On the other hand, Watanabe, devout Christian that he is, has received a host of Buddhist feelings as his birthright by virtue of his Japanese heritage -- just as a feeling for Christian values is an Americans birthright whether one chooses to accept the Christian faith or not. There is a common saying that Japanese live Shinto and die Buddhist -- that is, in daily life they take comfort from Shinto belief in hundreds of spirits, and in death they take comfort in Buddhist promises of future life. At the season of the Bon dance in mid-July -- when, according to Buddhist belief, the spirits of the dead return to visit the living -- Watanabe honors his father according to Buddhist custom by placing fruits before his picture, symbolically to nourish his soul. I have no doubt that his basic perception of the world is almost inevitably colored profoundly by Japanese Buddhism.

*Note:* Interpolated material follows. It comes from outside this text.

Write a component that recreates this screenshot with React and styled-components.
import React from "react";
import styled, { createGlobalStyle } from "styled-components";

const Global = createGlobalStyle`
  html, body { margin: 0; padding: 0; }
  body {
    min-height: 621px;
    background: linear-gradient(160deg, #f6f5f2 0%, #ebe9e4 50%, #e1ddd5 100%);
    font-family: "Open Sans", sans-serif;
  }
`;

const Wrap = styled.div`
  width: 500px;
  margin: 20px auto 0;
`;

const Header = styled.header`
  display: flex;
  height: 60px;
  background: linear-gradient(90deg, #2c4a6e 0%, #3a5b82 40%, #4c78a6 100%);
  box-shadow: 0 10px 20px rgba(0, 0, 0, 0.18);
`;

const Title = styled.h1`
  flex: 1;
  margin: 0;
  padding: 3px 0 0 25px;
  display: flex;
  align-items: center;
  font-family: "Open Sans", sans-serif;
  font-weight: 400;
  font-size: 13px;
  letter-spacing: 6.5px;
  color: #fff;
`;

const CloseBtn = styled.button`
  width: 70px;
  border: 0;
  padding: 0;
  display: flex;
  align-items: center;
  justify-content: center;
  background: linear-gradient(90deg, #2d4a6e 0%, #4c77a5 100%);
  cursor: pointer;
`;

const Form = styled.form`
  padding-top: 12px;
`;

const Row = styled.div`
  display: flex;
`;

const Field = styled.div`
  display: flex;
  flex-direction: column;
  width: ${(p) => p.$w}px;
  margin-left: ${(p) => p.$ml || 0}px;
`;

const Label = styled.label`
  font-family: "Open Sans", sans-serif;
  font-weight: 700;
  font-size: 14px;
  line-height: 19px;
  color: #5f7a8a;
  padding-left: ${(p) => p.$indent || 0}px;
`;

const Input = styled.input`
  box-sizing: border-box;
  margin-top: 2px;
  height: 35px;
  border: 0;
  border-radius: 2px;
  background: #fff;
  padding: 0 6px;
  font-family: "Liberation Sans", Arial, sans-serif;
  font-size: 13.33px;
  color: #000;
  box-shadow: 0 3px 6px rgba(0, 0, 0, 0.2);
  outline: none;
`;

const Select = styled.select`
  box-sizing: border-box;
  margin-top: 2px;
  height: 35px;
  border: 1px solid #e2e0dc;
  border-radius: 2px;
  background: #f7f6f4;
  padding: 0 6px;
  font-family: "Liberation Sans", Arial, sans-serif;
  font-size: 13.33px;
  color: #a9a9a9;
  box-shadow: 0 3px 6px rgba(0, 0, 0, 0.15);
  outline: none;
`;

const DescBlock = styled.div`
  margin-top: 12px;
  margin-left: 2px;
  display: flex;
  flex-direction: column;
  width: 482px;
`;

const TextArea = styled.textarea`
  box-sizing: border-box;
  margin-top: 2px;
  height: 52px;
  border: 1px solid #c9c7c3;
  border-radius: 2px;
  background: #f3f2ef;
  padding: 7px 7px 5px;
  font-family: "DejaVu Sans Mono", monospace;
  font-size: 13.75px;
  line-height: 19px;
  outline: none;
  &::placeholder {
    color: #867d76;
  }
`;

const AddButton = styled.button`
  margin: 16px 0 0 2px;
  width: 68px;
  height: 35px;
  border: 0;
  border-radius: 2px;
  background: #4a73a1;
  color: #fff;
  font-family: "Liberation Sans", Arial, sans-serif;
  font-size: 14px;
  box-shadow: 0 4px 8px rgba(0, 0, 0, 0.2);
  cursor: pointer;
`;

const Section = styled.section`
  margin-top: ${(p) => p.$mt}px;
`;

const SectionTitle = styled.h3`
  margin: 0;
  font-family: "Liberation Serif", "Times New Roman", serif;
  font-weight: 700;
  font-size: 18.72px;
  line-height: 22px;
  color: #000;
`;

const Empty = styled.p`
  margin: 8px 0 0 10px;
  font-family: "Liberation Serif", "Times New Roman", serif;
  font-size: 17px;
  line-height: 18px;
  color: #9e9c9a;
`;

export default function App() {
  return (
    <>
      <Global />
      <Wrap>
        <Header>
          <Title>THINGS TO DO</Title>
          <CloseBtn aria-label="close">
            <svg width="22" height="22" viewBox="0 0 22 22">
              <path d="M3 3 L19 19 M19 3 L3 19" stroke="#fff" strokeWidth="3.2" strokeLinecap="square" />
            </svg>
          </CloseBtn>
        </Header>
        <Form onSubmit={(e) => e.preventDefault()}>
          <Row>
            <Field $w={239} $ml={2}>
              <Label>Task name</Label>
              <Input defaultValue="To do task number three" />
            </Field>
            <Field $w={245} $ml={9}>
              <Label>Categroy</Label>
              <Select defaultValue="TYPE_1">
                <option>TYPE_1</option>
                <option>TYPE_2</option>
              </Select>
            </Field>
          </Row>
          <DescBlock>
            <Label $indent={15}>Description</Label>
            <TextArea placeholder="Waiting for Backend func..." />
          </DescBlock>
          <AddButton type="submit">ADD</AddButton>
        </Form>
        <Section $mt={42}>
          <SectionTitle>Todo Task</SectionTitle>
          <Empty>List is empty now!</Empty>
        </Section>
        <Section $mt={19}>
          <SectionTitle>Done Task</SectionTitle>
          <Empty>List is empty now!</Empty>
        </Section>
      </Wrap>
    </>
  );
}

On its long trek from India to Japan, Buddhism absorbed many Chinese ideas, including the notion that we are most effective when we assert ourselves least and let forces beyond our own modest individuality work through us. Although this concept is Chinese in origin, it is basic in Zen Buddhism today.

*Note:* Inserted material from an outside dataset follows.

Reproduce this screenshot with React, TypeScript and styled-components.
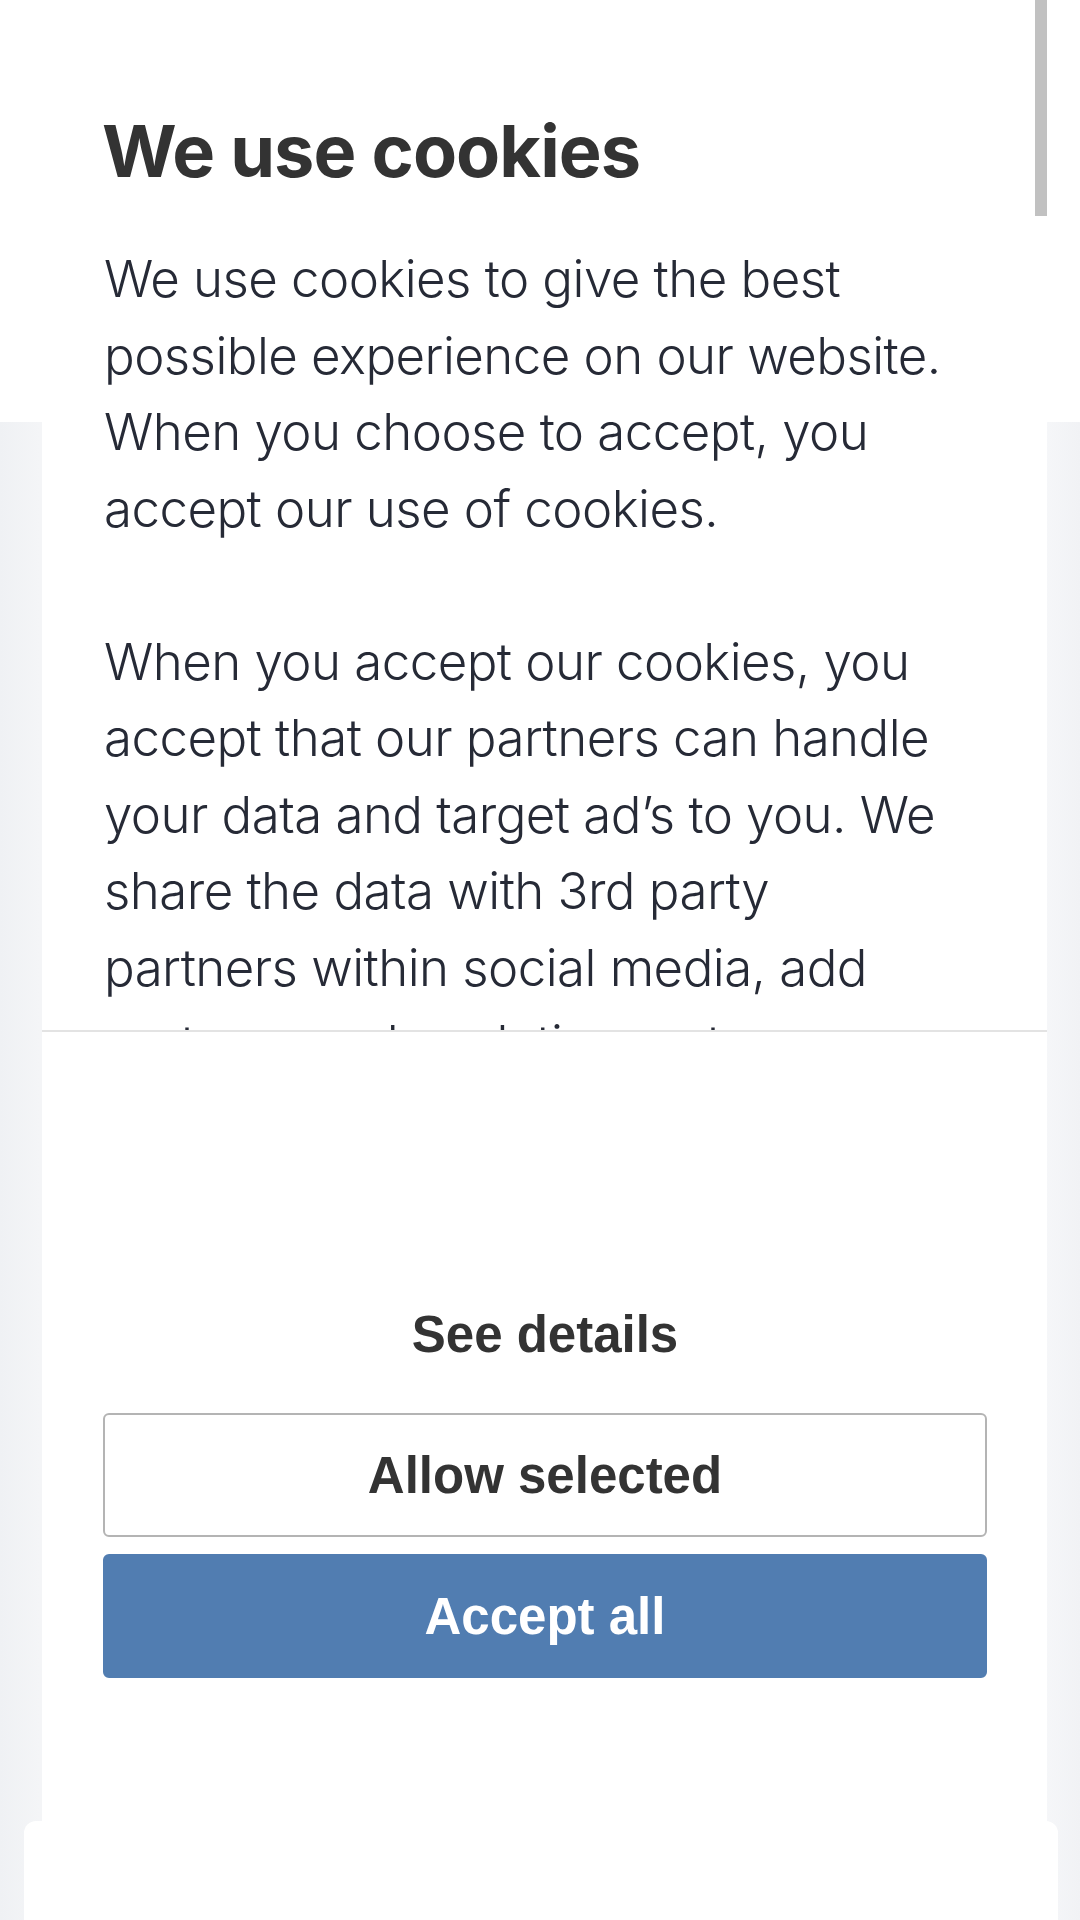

Watanabe does not actively follow the tenets of Zen, but we recall that he spoke of his own work as being easy -- as something that anyone could do. His humility is genuine, as his demeanor and gestures express even more clearly than his words, and such a spirit does indeed seem to permit forces beyond himself to flow through his brush and knife. The resulting images touch fundamental chords that are universal. Christian faith has emphasized certain needs, and Eastern faith has emphasized others. But East and West are drawing closer together, and Watanabe’s seemingly naïve images penetrate to a core that is common to both.